___ INFORMATION SHOWN ___

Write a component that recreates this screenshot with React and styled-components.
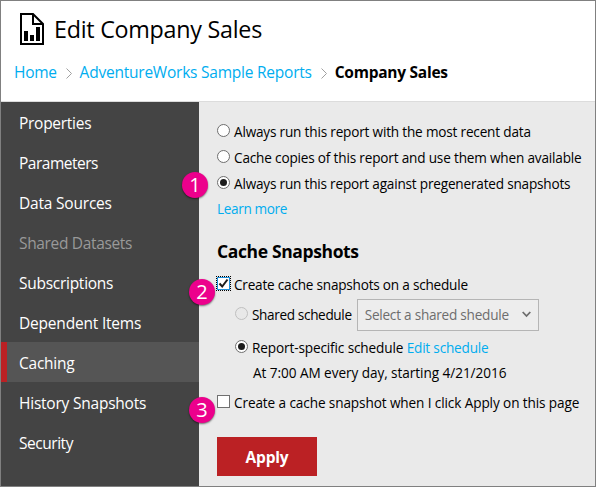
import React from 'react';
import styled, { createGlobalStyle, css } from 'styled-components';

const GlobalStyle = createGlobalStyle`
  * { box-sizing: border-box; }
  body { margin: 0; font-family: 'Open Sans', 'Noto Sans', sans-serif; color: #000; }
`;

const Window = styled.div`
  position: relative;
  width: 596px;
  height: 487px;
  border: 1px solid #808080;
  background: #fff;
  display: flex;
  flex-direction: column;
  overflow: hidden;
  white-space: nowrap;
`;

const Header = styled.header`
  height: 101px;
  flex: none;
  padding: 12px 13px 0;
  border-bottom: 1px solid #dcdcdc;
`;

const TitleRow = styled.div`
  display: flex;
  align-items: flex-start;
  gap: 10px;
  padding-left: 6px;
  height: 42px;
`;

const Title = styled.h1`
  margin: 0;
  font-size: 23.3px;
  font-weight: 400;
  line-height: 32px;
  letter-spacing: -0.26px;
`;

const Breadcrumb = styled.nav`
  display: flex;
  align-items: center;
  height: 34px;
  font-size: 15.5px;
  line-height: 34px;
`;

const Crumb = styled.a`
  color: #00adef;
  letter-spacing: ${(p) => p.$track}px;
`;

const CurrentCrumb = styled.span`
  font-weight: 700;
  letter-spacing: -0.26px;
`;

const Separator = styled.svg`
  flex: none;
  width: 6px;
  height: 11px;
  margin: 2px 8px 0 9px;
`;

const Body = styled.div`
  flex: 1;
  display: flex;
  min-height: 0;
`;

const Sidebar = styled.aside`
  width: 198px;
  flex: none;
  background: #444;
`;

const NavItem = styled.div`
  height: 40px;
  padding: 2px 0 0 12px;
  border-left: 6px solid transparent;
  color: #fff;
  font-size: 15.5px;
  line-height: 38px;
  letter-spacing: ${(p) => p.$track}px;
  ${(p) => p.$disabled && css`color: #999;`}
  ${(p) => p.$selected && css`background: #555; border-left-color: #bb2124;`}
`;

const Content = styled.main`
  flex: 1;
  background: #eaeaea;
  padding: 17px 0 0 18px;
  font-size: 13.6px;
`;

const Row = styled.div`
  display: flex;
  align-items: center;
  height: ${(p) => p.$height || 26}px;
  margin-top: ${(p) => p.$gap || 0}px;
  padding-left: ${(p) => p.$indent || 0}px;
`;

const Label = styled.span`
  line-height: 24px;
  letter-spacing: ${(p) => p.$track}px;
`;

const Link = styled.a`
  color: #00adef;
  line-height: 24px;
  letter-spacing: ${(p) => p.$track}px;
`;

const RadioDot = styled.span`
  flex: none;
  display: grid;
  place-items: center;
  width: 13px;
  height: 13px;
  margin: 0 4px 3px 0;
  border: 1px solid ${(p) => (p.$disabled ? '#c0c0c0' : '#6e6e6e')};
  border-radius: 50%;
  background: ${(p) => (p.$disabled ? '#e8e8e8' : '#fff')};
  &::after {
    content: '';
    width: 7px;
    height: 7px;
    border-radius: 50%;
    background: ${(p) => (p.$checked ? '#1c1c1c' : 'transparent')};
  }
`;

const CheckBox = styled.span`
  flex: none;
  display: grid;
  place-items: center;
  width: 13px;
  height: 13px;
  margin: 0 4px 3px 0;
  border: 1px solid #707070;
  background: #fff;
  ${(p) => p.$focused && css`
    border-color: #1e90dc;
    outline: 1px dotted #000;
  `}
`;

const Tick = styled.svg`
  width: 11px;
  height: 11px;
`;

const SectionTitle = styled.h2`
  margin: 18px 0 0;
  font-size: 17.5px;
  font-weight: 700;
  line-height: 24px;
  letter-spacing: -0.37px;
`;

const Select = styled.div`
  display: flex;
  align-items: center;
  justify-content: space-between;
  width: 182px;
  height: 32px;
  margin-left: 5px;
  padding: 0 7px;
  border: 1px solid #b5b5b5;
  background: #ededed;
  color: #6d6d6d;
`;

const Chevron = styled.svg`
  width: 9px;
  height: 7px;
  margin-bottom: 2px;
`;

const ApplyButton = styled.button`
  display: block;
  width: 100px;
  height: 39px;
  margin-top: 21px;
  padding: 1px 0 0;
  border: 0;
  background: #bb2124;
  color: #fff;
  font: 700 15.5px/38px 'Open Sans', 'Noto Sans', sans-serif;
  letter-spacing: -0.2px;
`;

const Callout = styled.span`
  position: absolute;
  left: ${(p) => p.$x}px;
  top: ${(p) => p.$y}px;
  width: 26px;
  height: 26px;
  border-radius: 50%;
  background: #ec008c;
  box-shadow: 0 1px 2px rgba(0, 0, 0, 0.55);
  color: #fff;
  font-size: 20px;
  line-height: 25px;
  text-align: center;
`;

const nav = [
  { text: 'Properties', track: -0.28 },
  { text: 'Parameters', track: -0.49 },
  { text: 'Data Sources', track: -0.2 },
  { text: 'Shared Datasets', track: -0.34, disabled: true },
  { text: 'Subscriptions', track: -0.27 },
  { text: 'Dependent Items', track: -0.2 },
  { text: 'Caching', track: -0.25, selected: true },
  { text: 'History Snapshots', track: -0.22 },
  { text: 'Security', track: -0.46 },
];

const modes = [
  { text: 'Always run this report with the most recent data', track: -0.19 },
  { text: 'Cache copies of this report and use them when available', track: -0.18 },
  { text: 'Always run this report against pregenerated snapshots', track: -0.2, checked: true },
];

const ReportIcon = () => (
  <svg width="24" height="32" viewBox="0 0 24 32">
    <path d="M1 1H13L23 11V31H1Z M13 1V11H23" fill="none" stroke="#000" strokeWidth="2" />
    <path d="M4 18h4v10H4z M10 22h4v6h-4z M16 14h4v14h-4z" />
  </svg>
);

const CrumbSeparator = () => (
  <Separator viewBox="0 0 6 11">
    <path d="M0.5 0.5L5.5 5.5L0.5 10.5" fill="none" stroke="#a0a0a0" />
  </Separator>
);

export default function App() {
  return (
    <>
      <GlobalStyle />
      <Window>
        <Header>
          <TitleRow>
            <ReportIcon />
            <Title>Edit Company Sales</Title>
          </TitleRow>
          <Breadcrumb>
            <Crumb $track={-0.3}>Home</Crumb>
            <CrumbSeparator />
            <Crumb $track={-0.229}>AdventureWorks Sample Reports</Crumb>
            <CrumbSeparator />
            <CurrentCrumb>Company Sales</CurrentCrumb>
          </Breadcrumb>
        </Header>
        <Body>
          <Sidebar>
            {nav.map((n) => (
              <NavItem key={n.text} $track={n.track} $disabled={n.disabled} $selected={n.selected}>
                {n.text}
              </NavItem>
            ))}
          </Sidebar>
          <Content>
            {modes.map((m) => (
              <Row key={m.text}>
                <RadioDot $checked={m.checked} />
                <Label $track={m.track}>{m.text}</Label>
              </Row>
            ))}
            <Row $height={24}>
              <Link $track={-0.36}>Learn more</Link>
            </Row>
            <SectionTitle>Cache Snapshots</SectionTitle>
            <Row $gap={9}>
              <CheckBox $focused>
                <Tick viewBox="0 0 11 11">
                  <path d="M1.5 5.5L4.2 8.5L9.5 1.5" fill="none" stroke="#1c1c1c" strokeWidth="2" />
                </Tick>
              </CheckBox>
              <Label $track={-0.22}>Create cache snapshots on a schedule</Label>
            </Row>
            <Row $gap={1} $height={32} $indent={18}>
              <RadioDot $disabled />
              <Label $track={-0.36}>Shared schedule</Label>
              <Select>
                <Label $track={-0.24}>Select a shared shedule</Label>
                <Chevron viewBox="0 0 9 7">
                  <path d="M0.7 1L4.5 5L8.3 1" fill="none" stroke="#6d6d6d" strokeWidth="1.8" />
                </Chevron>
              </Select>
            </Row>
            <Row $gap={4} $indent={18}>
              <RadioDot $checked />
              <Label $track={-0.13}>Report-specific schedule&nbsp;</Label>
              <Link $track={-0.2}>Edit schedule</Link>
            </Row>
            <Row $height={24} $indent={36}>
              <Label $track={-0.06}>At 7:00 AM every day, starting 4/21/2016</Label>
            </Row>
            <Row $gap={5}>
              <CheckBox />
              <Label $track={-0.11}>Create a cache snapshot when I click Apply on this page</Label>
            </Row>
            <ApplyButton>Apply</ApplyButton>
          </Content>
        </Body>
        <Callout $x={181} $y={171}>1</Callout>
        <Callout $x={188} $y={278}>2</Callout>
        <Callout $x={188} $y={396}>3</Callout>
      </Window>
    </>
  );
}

___

▸ **WRITTEN INSTRUCTION**
Find the lines containing "this" and pull them out.

▸ **OUTPUT OF THE TASK**
Write a component that recreates this screenshot with React and styled-components.
  { text: 'Always run this report with the most recent data', track: -0.19 },
  { text: 'Cache copies of this report and use them when available', track: -0.18 },
  { text: 'Always run this report against pregenerated snapshots', track: -0.2, checked: true },
              <Label $track={-0.11}>Create a cache snapshot when I click Apply on this page</Label>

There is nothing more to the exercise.